2024年11月場所個別評価 伯桜鵬

 今場所は西十両2枚目だったが10勝5敗の好成績だった。前半戦は4勝4敗で折り返した。そして後半戦は11日目から連勝し、二桁勝利を挙げるとともに来場所の再入幕を確実にした。

 内容に関しては基本的には押し込んでから左四つに組む相撲を取っていた。以前は器用に上手く立ち回っていた印象もあるが、伊勢ヶ浜部屋に転籍後は前に出る意識が強くなった感じがする。師匠に加えて横綱がおり、その部分を徹底的に指導されているのかもしれない。特に良かったのが3日目の玉正鳳戦である。押し合いの攻防の後、左を差したものの逆に右上手を取られ、やや苦しい形となった。しかし右から押し上げるようにしておっつけて相手の上体を起こし、そのまま寄り切った。上手を取ってではなく、おっつけながら寄った内容は見事だった。左四つのイメージが強いが、押し相撲も磨いており、その成果が出たように見えた。また相手に力を発揮させる前に勝負を付けるという点では、相撲センスは流石というものを持っている。

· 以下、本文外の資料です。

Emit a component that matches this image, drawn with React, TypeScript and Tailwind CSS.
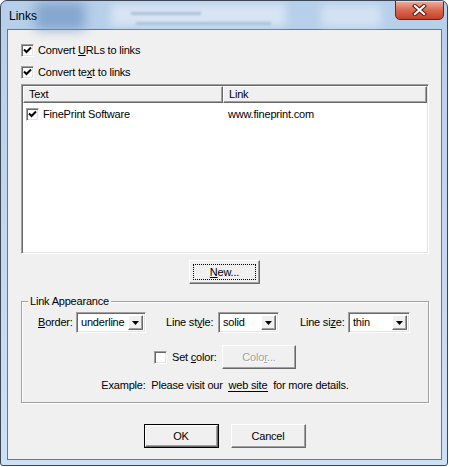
import React from 'react';

// classic 3D edges
const raised =
  'border border-t-white border-l-white border-r-[#696969] border-b-[#696969] shadow-[inset_-1px_-1px_#a0a0a0] bg-[#f0f0f0]';
const sunken =
  'border border-t-[#a0a0a0] border-l-[#a0a0a0] border-r-white border-b-white shadow-[inset_1px_1px_#696969,inset_-1px_-1px_#e3e3e3] bg-white';

const CheckBox = ({ checked }: { checked?: boolean }) => (
  <span className={`inline-flex items-center justify-center w-[13px] h-[13px] shrink-0 ${sunken}`}>
    {checked && (
      <svg width="9" height="9" viewBox="0 0 9 9">
        <path d="M1 3.5 L3.5 6 L8 1.5" fill="none" stroke="#000" strokeWidth="2" />
      </svg>
    )}
  </span>
);

const Combo = ({ value, width }: { value: string; width: string }) => (
  <div className={`flex h-[21px] ${width} ${sunken} p-[2px]`}>
    <span className="flex-1 pl-[2px] leading-[15px] text-[11px] text-black">{value}</span>
    <span className={`flex items-center justify-center w-[15px] h-full ${raised}`}>
      <svg width="7" height="4" viewBox="0 0 7 4">
        <path d="M0 0 H7 L3.5 4 Z" fill="#000" />
      </svg>
    </span>
  </div>
);

const HeaderCell = ({ label, className }: { label: string; className: string }) => (
  <div className={`h-[17px] flex items-center pl-[5px] text-[11px] ${raised} ${className}`}>{label}</div>
);

export default function App() {
  return (
    <div className="w-[449px] h-[467px] bg-white font-['Liberation_Sans',Arial,sans-serif] tracking-[-0.2px] text-black">
      <div className="relative w-[448px] h-[466px] rounded-t-[7px] rounded-b-[3px] border border-[#3c4656] bg-gradient-to-b from-[#b6cfea] to-[#cde1f6] overflow-hidden">
        {/* title bar */}
        <div className="relative h-[28px] flex items-center pl-[8px]">
          <div className="absolute left-[34px] top-[1px] w-[50px] h-[28px] bg-[#6f95c2]/70 blur-[6px]" />
          <div className="absolute left-[110px] top-[3px] w-[175px] h-[22px] bg-white/45 blur-[4px]" />
          <div className="absolute left-[130px] top-[11px] w-[70px] h-[3px] bg-[#6d8db2]/40 blur-[1px]" />
          <div className="absolute left-[135px] top-[21px] w-[135px] h-[3px] bg-[#6d8db2]/35 blur-[1px]" />
          <div className="absolute left-[320px] top-[4px] w-[60px] h-[22px] bg-white/40 blur-[4px]" />
          <span className="relative text-[12px] tracking-normal pt-[1px]">Links</span>
          <div className="absolute right-[3px] top-[-1px] w-[49px] h-[20px] rounded-b-[5px] border border-[#6e2418] bg-gradient-to-b from-[#eab0a2] via-[#d86a52] to-[#c53f26] shadow-[inset_0_1px_rgba(255,255,255,0.5)] flex items-center justify-center">
            <svg width="15" height="12" viewBox="0 0 15 12">
              <path d="M3 2 L12 10 M12 2 L3 10" stroke="#5a1a10" strokeWidth="4.2" strokeLinecap="square" />
              <path d="M3 2 L12 10 M12 2 L3 10" stroke="#fff" strokeWidth="2.2" strokeLinecap="square" />
            </svg>
          </div>
        </div>

        {/* client area */}
        <div className="ml-[6px] mr-[5px] h-[431px] border border-[#6f7680] bg-[#f0f0f0] flex flex-col text-[11px]">
          <label className="mt-[14px] ml-[13px] flex items-center h-[13px]">
            <CheckBox checked />
            <span className="ml-[4px]">
              Convert <u>U</u>RLs to links
            </span>
          </label>
          <label className="mt-[9px] ml-[13px] flex items-center h-[13px]">
            <CheckBox checked />
            <span className="ml-[4px]">
              Convert te<u>x</u>t to links
            </span>
          </label>

          {/* list view */}
          <div className={`mt-[5px] ml-[13px] w-[408px] h-[170px] p-[1px] ${sunken}`}>
            <div className="flex">
              <HeaderCell label="Text" className="w-[200px]" />
              <HeaderCell label="Link" className="flex-1" />
            </div>
            <div className="flex items-center h-[18px] mt-[2px]">
              <div className="w-[200px] flex items-center pl-[3px]">
                <CheckBox checked />
                <span className="ml-[4px]">FinePrint Software</span>
              </div>
              <span className="pl-[5px]">www.fineprint.com</span>
            </div>
          </div>

          <button className={`mt-[6px] self-center w-[71px] h-[24px] p-[3px] ${raised}`}>
            <span className="flex h-full items-center justify-center border border-dotted border-black">
              <u>N</u>ew...
            </span>
          </button>

          {/* group box */}
          <div className="relative mt-[17px] ml-[13px] w-[408px] h-[102px] border border-[#a0a0a0] shadow-[1px_1px_#fff,inset_1px_1px_#fff] flex flex-col">
            <span className="absolute left-[6px] top-[-8px] px-[2px] bg-[#f0f0f0] leading-[14px]">Link Appearance</span>
            <div className="mt-[10px] pl-[16px] flex items-center h-[21px]">
              <span className="w-[38px]">
                <u>B</u>order:
              </span>
              <Combo value="underline" width="w-[70px]" />
              <span className="ml-[20px] w-[52px]">
                Line st<u>y</u>le:
              </span>
              <Combo value="solid" width="w-[61px]" />
              <span className="ml-[21px] w-[48px]">
                Line si<u>z</u>e:
              </span>
              <Combo value="thin" width="w-[62px]" />
            </div>
            <div className="mt-[12px] pl-[132px] flex items-center h-[24px]">
              <CheckBox />
              <span className="ml-[5px] w-[50px]">
                Set <u>c</u>olor:
              </span>
              <button className={`w-[74px] h-[24px] text-[#a0a0a0] [text-shadow:1px_1px_#fff] ${raised}`}>
                Colo<u>r</u>...
              </button>
            </div>
            <p className="mt-[9px] text-center leading-[14px]">
              Example:&nbsp; Please visit our{' '}
              <span className="mx-[2px] px-[1px] border-b border-black">web site</span> for more details.
            </p>
          </div>

          <div className="mt-[21px] flex justify-center gap-[12px]">
            <button className="w-[75px] h-[24px] border border-black">
              <span className={`flex h-full items-center justify-center ${raised}`}>OK</span>
            </button>
            <button className={`w-[75px] h-[24px] ${raised}`}>Cancel</button>
          </div>
        </div>
      </div>
    </div>
  );
}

 来年の1月場所は8場所ぶりの入幕となり、東前頭15枚目となった。勝ち越しは勿論、二桁勝利を目指したい。身長181センチ、体重160キロであり、手足が長くないので幕内に入ると平均的になる。そして馬力負けする内容も時に見られ、組み止められると苦しくなるタイプなので今後も押し相撲を磨くことが不可欠となる。押し相撲が通用するようになれば左四つの相撲も生きてくると思う。年齢は21歳と若く、今は目先の結果を求めるのではなく、先を見据えて稽古に取り組みたい。